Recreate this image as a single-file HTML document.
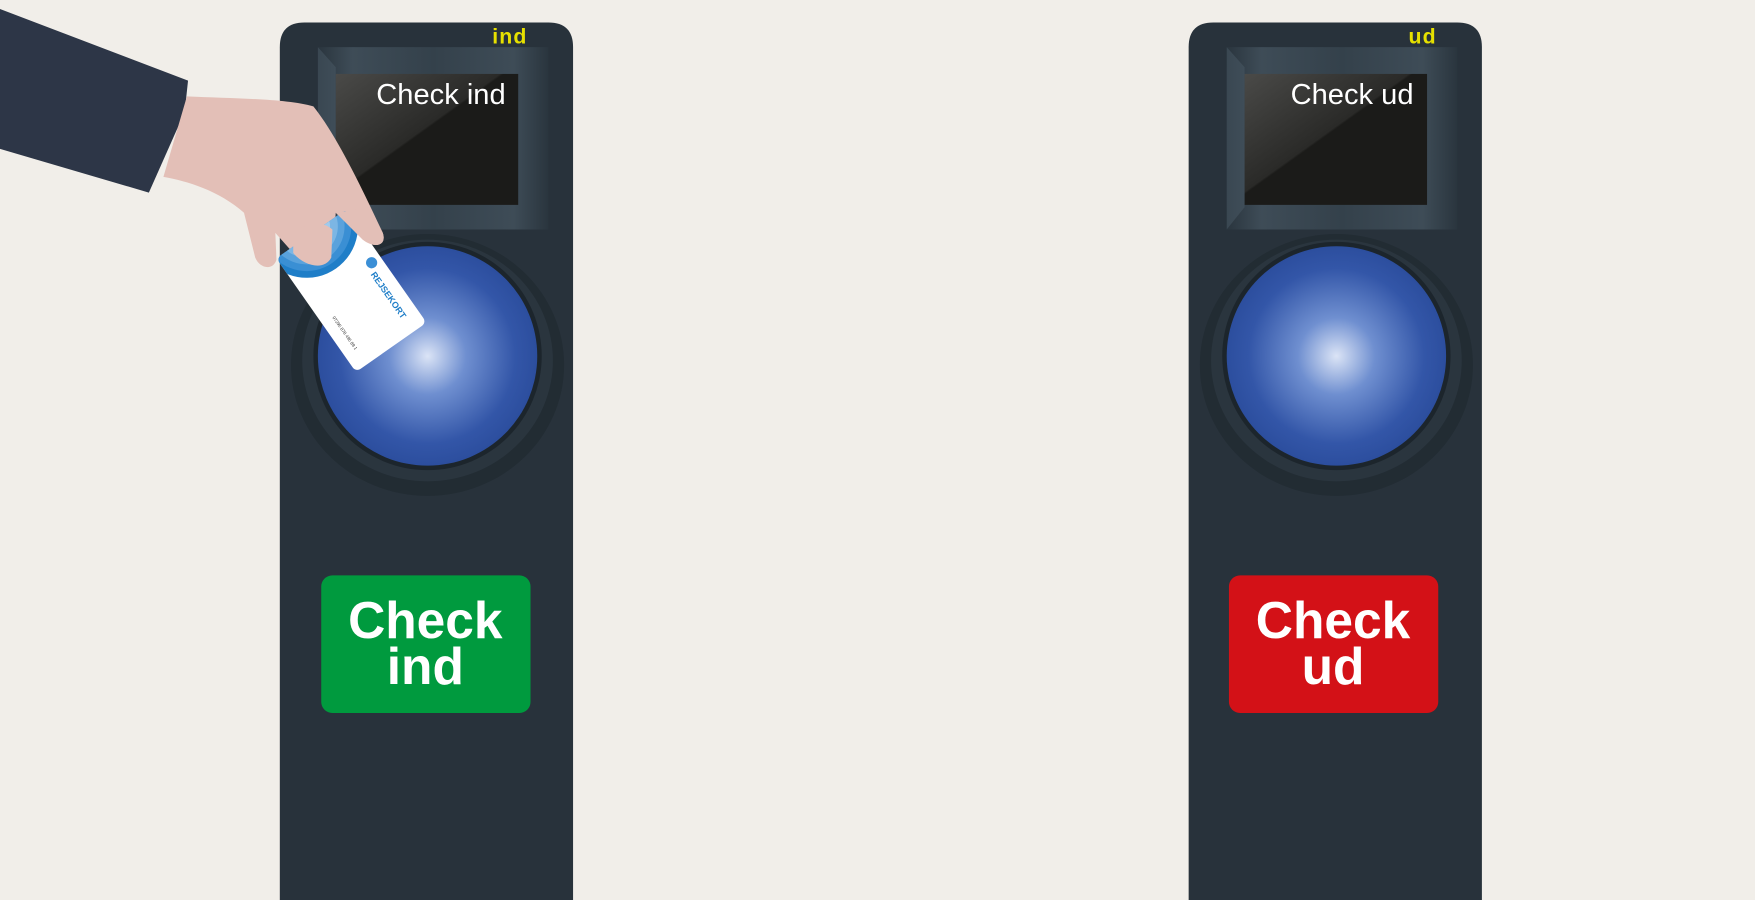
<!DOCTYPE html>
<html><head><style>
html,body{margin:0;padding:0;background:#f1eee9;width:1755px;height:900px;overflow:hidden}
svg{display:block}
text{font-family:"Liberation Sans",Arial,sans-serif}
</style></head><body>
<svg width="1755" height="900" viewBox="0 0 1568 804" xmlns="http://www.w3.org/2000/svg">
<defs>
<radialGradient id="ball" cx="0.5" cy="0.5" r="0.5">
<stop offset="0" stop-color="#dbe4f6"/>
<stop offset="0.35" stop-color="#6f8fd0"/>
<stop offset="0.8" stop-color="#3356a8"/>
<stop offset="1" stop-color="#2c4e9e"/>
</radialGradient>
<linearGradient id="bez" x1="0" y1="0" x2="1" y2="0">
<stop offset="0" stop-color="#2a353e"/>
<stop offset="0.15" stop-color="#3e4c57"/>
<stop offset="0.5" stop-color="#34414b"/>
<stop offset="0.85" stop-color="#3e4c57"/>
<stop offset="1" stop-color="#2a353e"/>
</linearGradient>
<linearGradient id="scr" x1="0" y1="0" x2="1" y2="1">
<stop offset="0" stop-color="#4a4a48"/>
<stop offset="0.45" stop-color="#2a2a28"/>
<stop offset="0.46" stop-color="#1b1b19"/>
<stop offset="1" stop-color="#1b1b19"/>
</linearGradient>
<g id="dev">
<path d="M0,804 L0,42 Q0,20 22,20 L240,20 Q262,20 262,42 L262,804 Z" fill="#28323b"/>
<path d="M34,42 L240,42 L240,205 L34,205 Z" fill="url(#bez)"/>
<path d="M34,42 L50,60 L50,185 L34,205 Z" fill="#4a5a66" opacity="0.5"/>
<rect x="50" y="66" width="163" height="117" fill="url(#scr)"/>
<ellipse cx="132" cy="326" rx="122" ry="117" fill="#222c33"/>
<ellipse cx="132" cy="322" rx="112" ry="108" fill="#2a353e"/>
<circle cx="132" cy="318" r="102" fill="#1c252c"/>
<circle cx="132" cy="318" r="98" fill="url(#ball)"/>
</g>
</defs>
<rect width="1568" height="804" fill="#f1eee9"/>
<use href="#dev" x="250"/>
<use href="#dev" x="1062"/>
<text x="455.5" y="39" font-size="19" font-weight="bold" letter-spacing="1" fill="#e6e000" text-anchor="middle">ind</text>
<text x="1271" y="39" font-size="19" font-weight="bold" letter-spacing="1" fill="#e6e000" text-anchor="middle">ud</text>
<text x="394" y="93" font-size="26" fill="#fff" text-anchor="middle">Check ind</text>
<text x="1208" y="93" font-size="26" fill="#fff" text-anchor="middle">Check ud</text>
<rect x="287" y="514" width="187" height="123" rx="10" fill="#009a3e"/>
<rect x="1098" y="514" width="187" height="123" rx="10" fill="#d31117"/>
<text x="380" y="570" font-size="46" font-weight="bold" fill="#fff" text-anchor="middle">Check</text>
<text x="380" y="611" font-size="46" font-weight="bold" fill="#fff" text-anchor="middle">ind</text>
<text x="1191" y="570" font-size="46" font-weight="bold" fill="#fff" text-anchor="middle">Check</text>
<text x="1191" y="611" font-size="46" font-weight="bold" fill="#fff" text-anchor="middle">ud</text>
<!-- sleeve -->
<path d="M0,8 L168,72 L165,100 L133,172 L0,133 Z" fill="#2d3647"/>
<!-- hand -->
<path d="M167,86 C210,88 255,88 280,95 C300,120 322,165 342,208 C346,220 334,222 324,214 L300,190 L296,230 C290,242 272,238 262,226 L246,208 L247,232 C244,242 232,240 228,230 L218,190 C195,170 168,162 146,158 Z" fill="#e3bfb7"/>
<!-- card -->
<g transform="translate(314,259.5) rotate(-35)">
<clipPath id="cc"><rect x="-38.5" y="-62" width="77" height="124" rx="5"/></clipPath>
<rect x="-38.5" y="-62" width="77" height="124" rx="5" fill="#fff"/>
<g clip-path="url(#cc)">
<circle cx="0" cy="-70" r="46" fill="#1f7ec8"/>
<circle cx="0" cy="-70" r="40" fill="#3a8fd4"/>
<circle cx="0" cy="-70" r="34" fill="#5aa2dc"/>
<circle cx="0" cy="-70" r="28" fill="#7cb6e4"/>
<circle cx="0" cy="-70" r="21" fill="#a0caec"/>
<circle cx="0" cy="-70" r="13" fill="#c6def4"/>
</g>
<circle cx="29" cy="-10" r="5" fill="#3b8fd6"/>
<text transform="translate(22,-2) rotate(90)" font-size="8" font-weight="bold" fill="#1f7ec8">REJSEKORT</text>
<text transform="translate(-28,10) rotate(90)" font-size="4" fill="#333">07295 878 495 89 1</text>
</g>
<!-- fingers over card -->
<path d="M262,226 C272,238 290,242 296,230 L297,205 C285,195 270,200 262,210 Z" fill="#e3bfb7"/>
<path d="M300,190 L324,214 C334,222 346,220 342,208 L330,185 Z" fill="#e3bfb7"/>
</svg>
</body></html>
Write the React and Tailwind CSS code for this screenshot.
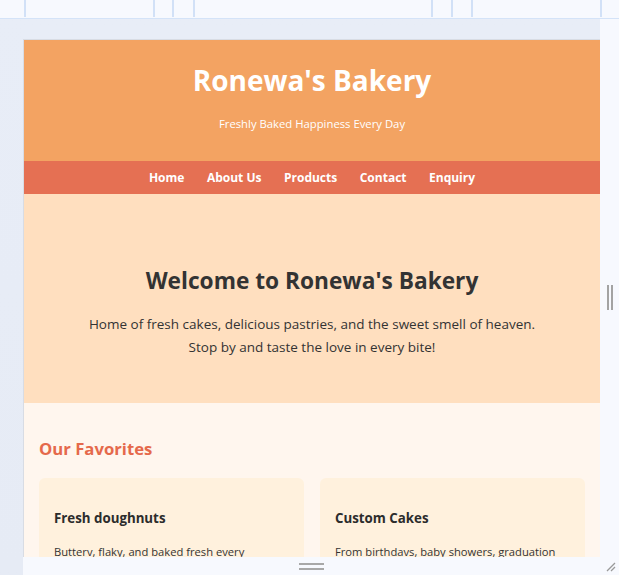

PROBLEM DETAILS: Extract every line above containing the word "this".

REPLY:
Recreate this image as a single-file HTML document.
Write the React and Tailwind CSS code for this screenshot.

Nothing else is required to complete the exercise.